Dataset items

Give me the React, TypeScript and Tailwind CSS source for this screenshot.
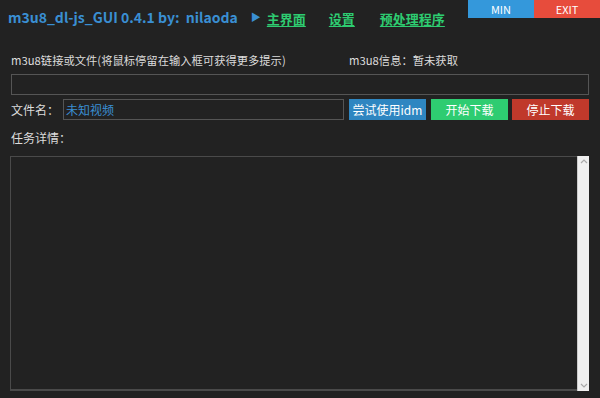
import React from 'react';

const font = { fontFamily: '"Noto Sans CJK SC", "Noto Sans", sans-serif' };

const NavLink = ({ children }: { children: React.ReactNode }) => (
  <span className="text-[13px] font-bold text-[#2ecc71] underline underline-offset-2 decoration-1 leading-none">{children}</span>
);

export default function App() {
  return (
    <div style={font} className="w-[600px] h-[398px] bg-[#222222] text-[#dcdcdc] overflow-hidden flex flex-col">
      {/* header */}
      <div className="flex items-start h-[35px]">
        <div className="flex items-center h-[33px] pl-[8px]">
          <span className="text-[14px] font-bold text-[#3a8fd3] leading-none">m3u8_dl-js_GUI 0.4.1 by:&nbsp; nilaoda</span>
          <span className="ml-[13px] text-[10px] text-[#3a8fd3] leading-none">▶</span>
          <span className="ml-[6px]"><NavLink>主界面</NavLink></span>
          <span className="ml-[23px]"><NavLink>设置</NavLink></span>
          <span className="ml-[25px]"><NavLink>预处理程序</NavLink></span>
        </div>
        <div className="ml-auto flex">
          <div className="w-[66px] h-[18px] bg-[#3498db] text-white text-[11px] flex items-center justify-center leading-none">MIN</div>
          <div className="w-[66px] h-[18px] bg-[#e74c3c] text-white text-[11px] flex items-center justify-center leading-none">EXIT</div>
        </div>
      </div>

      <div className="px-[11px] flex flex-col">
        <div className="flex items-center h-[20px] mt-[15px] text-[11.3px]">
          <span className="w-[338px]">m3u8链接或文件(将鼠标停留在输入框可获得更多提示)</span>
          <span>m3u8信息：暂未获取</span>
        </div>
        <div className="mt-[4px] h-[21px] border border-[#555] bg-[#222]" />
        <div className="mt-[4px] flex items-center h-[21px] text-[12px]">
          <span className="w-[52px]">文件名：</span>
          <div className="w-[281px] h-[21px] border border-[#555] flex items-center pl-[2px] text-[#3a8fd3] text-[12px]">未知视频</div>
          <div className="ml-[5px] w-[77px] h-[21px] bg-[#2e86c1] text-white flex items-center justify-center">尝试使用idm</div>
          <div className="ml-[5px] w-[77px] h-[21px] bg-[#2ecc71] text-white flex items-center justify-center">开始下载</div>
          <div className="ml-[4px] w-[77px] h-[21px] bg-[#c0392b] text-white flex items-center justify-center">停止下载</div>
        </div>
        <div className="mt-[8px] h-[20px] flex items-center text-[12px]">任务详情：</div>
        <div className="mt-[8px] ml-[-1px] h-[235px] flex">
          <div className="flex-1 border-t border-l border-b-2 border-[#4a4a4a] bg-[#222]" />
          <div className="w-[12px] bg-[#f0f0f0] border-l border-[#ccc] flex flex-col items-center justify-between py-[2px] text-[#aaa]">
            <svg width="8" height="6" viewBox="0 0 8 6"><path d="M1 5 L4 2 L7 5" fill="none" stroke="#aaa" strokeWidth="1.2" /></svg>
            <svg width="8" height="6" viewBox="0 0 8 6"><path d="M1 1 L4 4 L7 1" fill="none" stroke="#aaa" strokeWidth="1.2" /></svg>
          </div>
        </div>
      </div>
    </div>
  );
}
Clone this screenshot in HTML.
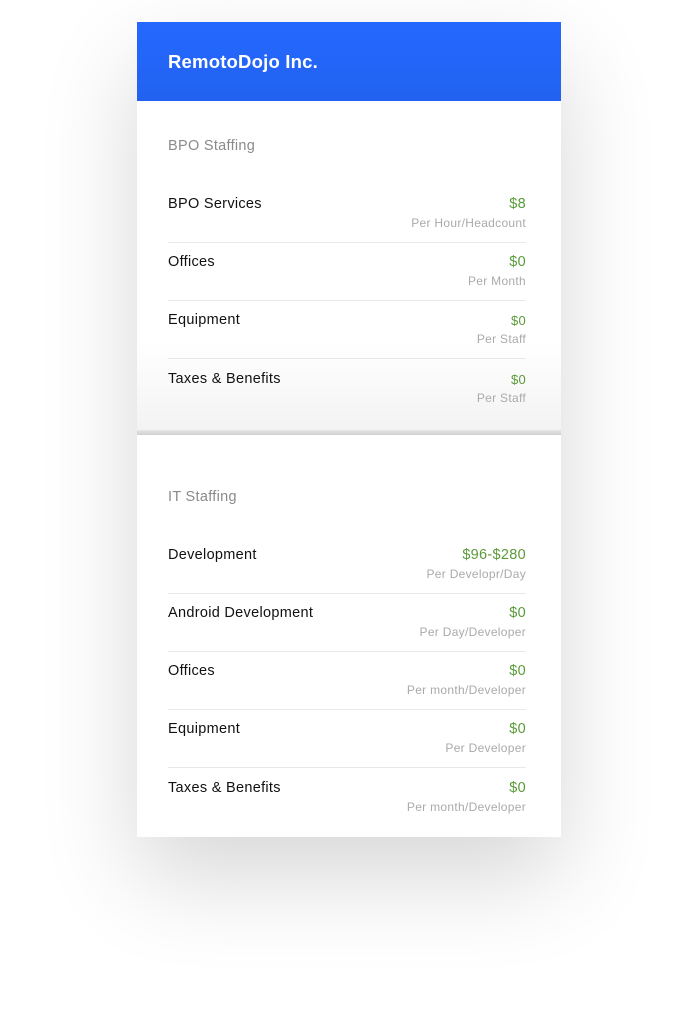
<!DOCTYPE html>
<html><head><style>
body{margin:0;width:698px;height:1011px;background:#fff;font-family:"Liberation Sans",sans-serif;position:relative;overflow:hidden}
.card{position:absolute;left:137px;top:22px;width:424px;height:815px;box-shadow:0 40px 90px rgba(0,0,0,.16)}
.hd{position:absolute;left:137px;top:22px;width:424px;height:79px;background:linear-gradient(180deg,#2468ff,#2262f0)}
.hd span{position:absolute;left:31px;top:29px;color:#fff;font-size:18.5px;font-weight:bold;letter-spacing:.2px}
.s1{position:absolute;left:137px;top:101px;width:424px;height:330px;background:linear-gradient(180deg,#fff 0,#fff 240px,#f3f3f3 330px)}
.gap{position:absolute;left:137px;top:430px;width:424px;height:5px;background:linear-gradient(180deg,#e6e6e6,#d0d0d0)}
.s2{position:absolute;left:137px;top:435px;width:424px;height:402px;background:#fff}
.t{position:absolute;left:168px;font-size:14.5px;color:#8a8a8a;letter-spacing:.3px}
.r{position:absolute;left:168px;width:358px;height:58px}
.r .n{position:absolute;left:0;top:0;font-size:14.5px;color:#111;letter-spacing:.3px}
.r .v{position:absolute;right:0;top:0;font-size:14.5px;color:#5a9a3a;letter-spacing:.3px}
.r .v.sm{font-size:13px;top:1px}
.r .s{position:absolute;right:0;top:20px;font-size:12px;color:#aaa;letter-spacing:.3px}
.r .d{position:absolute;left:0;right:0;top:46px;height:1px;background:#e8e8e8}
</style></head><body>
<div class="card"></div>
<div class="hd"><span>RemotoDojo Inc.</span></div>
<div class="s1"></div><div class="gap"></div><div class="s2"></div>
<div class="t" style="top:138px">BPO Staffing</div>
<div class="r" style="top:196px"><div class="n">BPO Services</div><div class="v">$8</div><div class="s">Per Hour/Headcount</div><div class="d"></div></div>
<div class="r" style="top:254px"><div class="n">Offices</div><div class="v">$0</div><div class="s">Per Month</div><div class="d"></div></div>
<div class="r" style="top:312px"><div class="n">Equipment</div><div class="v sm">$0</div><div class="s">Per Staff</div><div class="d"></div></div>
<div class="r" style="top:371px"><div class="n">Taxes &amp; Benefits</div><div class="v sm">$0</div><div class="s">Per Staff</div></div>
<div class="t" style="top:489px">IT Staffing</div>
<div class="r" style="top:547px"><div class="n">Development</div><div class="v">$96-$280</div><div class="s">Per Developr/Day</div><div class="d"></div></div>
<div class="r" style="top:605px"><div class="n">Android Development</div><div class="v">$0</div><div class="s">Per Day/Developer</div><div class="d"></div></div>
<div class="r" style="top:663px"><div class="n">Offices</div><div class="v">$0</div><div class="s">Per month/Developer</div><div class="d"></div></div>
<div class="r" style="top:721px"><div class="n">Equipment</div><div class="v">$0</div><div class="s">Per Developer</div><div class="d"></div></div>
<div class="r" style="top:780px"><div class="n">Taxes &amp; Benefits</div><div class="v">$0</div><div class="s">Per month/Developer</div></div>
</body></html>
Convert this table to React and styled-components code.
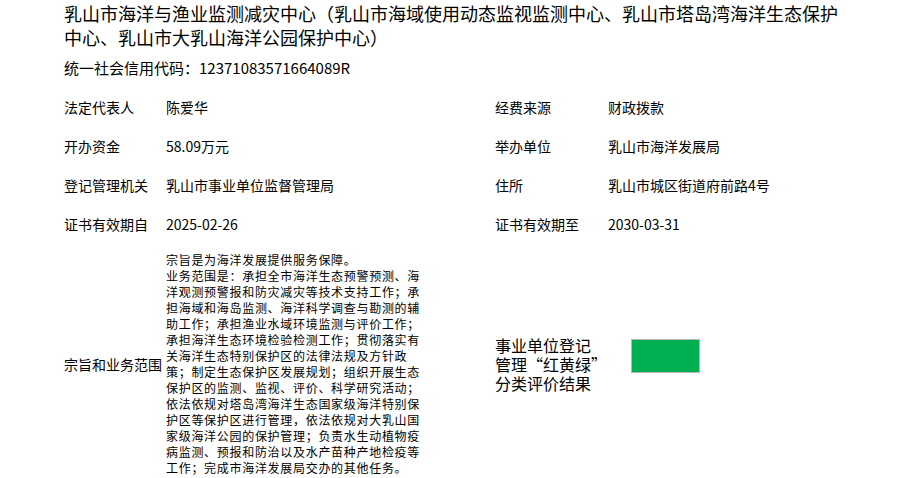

- _What to work on_: Quote the records in full and exactly; skip any image.

- _Result of this task_:
Give me the React, TypeScript and Tailwind CSS source for this screenshot.
import React from 'react';

const font = { fontFamily: '"Noto Sans CJK SC", "Noto Sans", sans-serif' };

const NavLink = ({ children }: { children: React.ReactNode }) => (
  <span className="text-[13px] font-bold text-[#2ecc71] underline underline-offset-2 decoration-1 leading-none">{children}</span>
);

export default function App() {
  return (
    <div style={font} className="w-[600px] h-[398px] bg-[#222222] text-[#dcdcdc] overflow-hidden flex flex-col">
      {/* header */}
      <div className="flex items-start h-[35px]">
        <div className="flex items-center h-[33px] pl-[8px]">
          <span className="text-[14px] font-bold text-[#3a8fd3] leading-none">m3u8_dl-js_GUI 0.4.1 by:&nbsp; nilaoda</span>
          <span className="ml-[13px] text-[10px] text-[#3a8fd3] leading-none">▶</span>
          <span className="ml-[6px]"><NavLink>主界面</NavLink></span>
          <span className="ml-[23px]"><NavLink>设置</NavLink></span>
          <span className="ml-[25px]"><NavLink>预处理程序</NavLink></span>
        </div>
        <div className="ml-auto flex">
          <div className="w-[66px] h-[18px] bg-[#3498db] text-white text-[11px] flex items-center justify-center leading-none">MIN</div>
          <div className="w-[66px] h-[18px] bg-[#e74c3c] text-white text-[11px] flex items-center justify-center leading-none">EXIT</div>
        </div>
      </div>

      <div className="px-[11px] flex flex-col">
        <div className="flex items-center h-[20px] mt-[15px] text-[11.3px]">
          <span className="w-[338px]">m3u8链接或文件(将鼠标停留在输入框可获得更多提示)</span>
          <span>m3u8信息：暂未获取</span>
        </div>
        <div className="mt-[4px] h-[21px] border border-[#555] bg-[#222]" />
        <div className="mt-[4px] flex items-center h-[21px] text-[12px]">
          <span className="w-[52px]">文件名：</span>
          <div className="w-[281px] h-[21px] border border-[#555] flex items-center pl-[2px] text-[#3a8fd3] text-[12px]">未知视频</div>
          <div className="ml-[5px] w-[77px] h-[21px] bg-[#2e86c1] text-white flex items-center justify-center">尝试使用idm</div>
          <div className="ml-[5px] w-[77px] h-[21px] bg-[#2ecc71] text-white flex items-center justify-center">开始下载</div>
          <div className="ml-[4px] w-[77px] h-[21px] bg-[#c0392b] text-white flex items-center justify-center">停止下载</div>
        </div>
        <div className="mt-[8px] h-[20px] flex items-center text-[12px]">任务详情：</div>
        <div className="mt-[8px] ml-[-1px] h-[235px] flex">
          <div className="flex-1 border-t border-l border-b-2 border-[#4a4a4a] bg-[#222]" />
          <div className="w-[12px] bg-[#f0f0f0] border-l border-[#ccc] flex flex-col items-center justify-between py-[2px] text-[#aaa]">
            <svg width="8" height="6" viewBox="0 0 8 6"><path d="M1 5 L4 2 L7 5" fill="none" stroke="#aaa" strokeWidth="1.2" /></svg>
            <svg width="8" height="6" viewBox="0 0 8 6"><path d="M1 1 L4 4 L7 1" fill="none" stroke="#aaa" strokeWidth="1.2" /></svg>
          </div>
        </div>
      </div>
    </div>
  );
}
Clone this screenshot in HTML.
<!DOCTYPE html>
<html><head><style>
body{margin:0;width:698px;height:1011px;background:#fff;font-family:"Liberation Sans",sans-serif;position:relative;overflow:hidden}
.card{position:absolute;left:137px;top:22px;width:424px;height:815px;box-shadow:0 40px 90px rgba(0,0,0,.16)}
.hd{position:absolute;left:137px;top:22px;width:424px;height:79px;background:linear-gradient(180deg,#2468ff,#2262f0)}
.hd span{position:absolute;left:31px;top:29px;color:#fff;font-size:18.5px;font-weight:bold;letter-spacing:.2px}
.s1{position:absolute;left:137px;top:101px;width:424px;height:330px;background:linear-gradient(180deg,#fff 0,#fff 240px,#f3f3f3 330px)}
.gap{position:absolute;left:137px;top:430px;width:424px;height:5px;background:linear-gradient(180deg,#e6e6e6,#d0d0d0)}
.s2{position:absolute;left:137px;top:435px;width:424px;height:402px;background:#fff}
.t{position:absolute;left:168px;font-size:14.5px;color:#8a8a8a;letter-spacing:.3px}
.r{position:absolute;left:168px;width:358px;height:58px}
.r .n{position:absolute;left:0;top:0;font-size:14.5px;color:#111;letter-spacing:.3px}
.r .v{position:absolute;right:0;top:0;font-size:14.5px;color:#5a9a3a;letter-spacing:.3px}
.r .v.sm{font-size:13px;top:1px}
.r .s{position:absolute;right:0;top:20px;font-size:12px;color:#aaa;letter-spacing:.3px}
.r .d{position:absolute;left:0;right:0;top:46px;height:1px;background:#e8e8e8}
</style></head><body>
<div class="card"></div>
<div class="hd"><span>RemotoDojo Inc.</span></div>
<div class="s1"></div><div class="gap"></div><div class="s2"></div>
<div class="t" style="top:138px">BPO Staffing</div>
<div class="r" style="top:196px"><div class="n">BPO Services</div><div class="v">$8</div><div class="s">Per Hour/Headcount</div><div class="d"></div></div>
<div class="r" style="top:254px"><div class="n">Offices</div><div class="v">$0</div><div class="s">Per Month</div><div class="d"></div></div>
<div class="r" style="top:312px"><div class="n">Equipment</div><div class="v sm">$0</div><div class="s">Per Staff</div><div class="d"></div></div>
<div class="r" style="top:371px"><div class="n">Taxes &amp; Benefits</div><div class="v sm">$0</div><div class="s">Per Staff</div></div>
<div class="t" style="top:489px">IT Staffing</div>
<div class="r" style="top:547px"><div class="n">Development</div><div class="v">$96-$280</div><div class="s">Per Developr/Day</div><div class="d"></div></div>
<div class="r" style="top:605px"><div class="n">Android Development</div><div class="v">$0</div><div class="s">Per Day/Developer</div><div class="d"></div></div>
<div class="r" style="top:663px"><div class="n">Offices</div><div class="v">$0</div><div class="s">Per month/Developer</div><div class="d"></div></div>
<div class="r" style="top:721px"><div class="n">Equipment</div><div class="v">$0</div><div class="s">Per Developer</div><div class="d"></div></div>
<div class="r" style="top:780px"><div class="n">Taxes &amp; Benefits</div><div class="v">$0</div><div class="s">Per month/Developer</div></div>
</body></html>
Convert this table to React and styled-components code.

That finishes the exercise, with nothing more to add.